In the case of the transfer of thin monocrystalline layers from one monocrystalline substrate to another substrate having an equal or similar coefficient of thermal expansion, a method for performing the final splitting process at a low temperature is needed if at least one of the substrates contains temperature sensitive structures. A sufficiently low splitting temperature in combination with appropriate other processing steps leads to a reduced microroughness of the surface of the transferred layer due to a smaller depth distribution of hydrogen induced microcracks or to less hydrogen implantation induced damage remaining after the layer transfer.

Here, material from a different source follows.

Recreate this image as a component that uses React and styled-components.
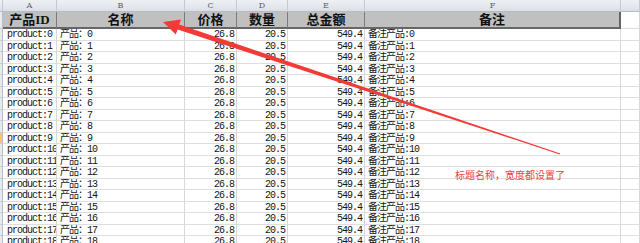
import React from "react";
import styled, { createGlobalStyle } from "styled-components";

const GlobalStyle = createGlobalStyle`
  html, body {
    margin: 0;
    padding: 0;
    background: #ffffff;
    overflow: hidden;
  }
`;

const COLS = "3px 54px 128px 52px 51px 77px 256px 1fr";

const Sheet = styled.div`
  position: relative;
  width: 640px;
  height: 243px;
  overflow: hidden;
  background: #ffffff;
`;

const LetterRow = styled.div`
  display: grid;
  grid-template-columns: ${COLS};
  height: 12px;
`;

const Letter = styled.div`
  box-sizing: border-box;
  background: linear-gradient(#eef0f3, #dce0e6);
  border-right: 1px solid #c4c9d0;
  border-bottom: 1px solid #b6bcc5;
  font-family: "DejaVu Serif", serif;
  font-size: 8px;
  line-height: 11px;
  color: #5a5f66;
  text-align: center;
`;

const TitleRow = styled.div`
  display: grid;
  grid-template-columns: ${COLS};
  height: 17px;
`;

const TitleCell = styled.div`
  box-sizing: border-box;
  background: ${(p) => (p.$blank ? "#ffffff" : "#c0c0c0")};
  border-right: ${(p) => (p.$last ? "2px solid #666" : p.$blank ? "1px solid #d4d6d9" : "1px solid #7c7c7c")};
  border-bottom: ${(p) => (p.$blank ? "1px solid #dadcde" : "2px solid #666")};
  font-family: "Liberation Serif", "Noto Sans CJK SC", serif;
  font-weight: bold;
  font-size: 13px;
  line-height: 15px;
  color: #111;
  text-align: center;
  white-space: nowrap;
  overflow: hidden;
`;

const RowHead = styled.div`
  box-sizing: border-box;
  background: ${(p) => (p.$active ? "#f6c56c" : "#e6e9ee")};
  border-right: 1px solid #b9bec6;
  border-bottom: 1px solid #c8ccd2;
`;

const DataRow = styled.div`
  display: grid;
  grid-template-columns: ${COLS};
  height: 11.5px;
`;

const Cell = styled.div`
  box-sizing: border-box;
  border-right: 1px solid #d6d8db;
  border-bottom: 1px solid #dcdee0;
  padding: ${(p) => (p.$right ? "0 2px 0 0" : p.$indent ? "0 0 0 4px" : "0 0 0 3px")};
  font-family: "Liberation Mono", "Noto Sans CJK SC", monospace;
  font-size: 10px;
  letter-spacing: -1px;
  line-height: 11px;
  color: #141414;
  text-align: ${(p) => (p.$right ? "right" : "left")};
  white-space: nowrap;
  overflow: hidden;
`;

const Callout = styled.svg`
  position: absolute;
  left: 0;
  top: 0;
  pointer-events: none;
`;

const Note = styled.div`
  position: absolute;
  left: 455px;
  top: 169px;
  font-family: "Noto Sans CJK SC", sans-serif;
  font-size: 10px;
  line-height: 12px;
  color: #f0403c;
  white-space: nowrap;
`;

const letters = ["A", "B", "C", "D", "E", "F", ""];
const titles = ["产品ID", "名称", "价格", "数量", "总金额", "备注"];
const rows = Array.from({ length: 19 }, (_, i) => i);

export default function App() {
  return (
    <Sheet>
      <GlobalStyle />
      <LetterRow>
        <Letter />
        {letters.map((l, i) => (
          <Letter key={i}>{l}</Letter>
        ))}
      </LetterRow>
      <TitleRow>
        <RowHead />
        {titles.map((t, i) => (
          <TitleCell key={t} $last={i === titles.length - 1}>
            {t}
          </TitleCell>
        ))}
        <TitleCell $blank />
      </TitleRow>
      {rows.map((i) => (
        <DataRow key={i}>
          <RowHead $active={i === 9} />
          <Cell $indent>product:{i}</Cell>
          <Cell>产品：{i}</Cell>
          <Cell $right>26.8</Cell>
          <Cell $right>20.5</Cell>
          <Cell $right>549.4</Cell>
          <Cell>备注产品:{i}</Cell>
          <Cell />
        </DataRow>
      ))}
      <Callout width="640" height="243" viewBox="0 0 640 243">
        <polygon
          fill="#f23a36"
          points="163,22 181,19.6 179.2,24.6 560.2,153.6 559.8,154.4 177.6,29.4 175.8,34.6"
        />
      </Callout>
      <Note>标题名称，宽度都设置了</Note>
    </Sheet>
  );
}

In the case of the transfer of a monocrystalline layer to a substrate of very different thermal expansion coefficient as, for example, in the transfer of a monocrystalline silicon layer to a fused quartz glass substrate for application in flat panel displays, it is desirable to restrict the temperature necessary for the process of splitting by the overlap of microcracks to as low a temperature as possible and to avoid as much implantation induced damage as possible.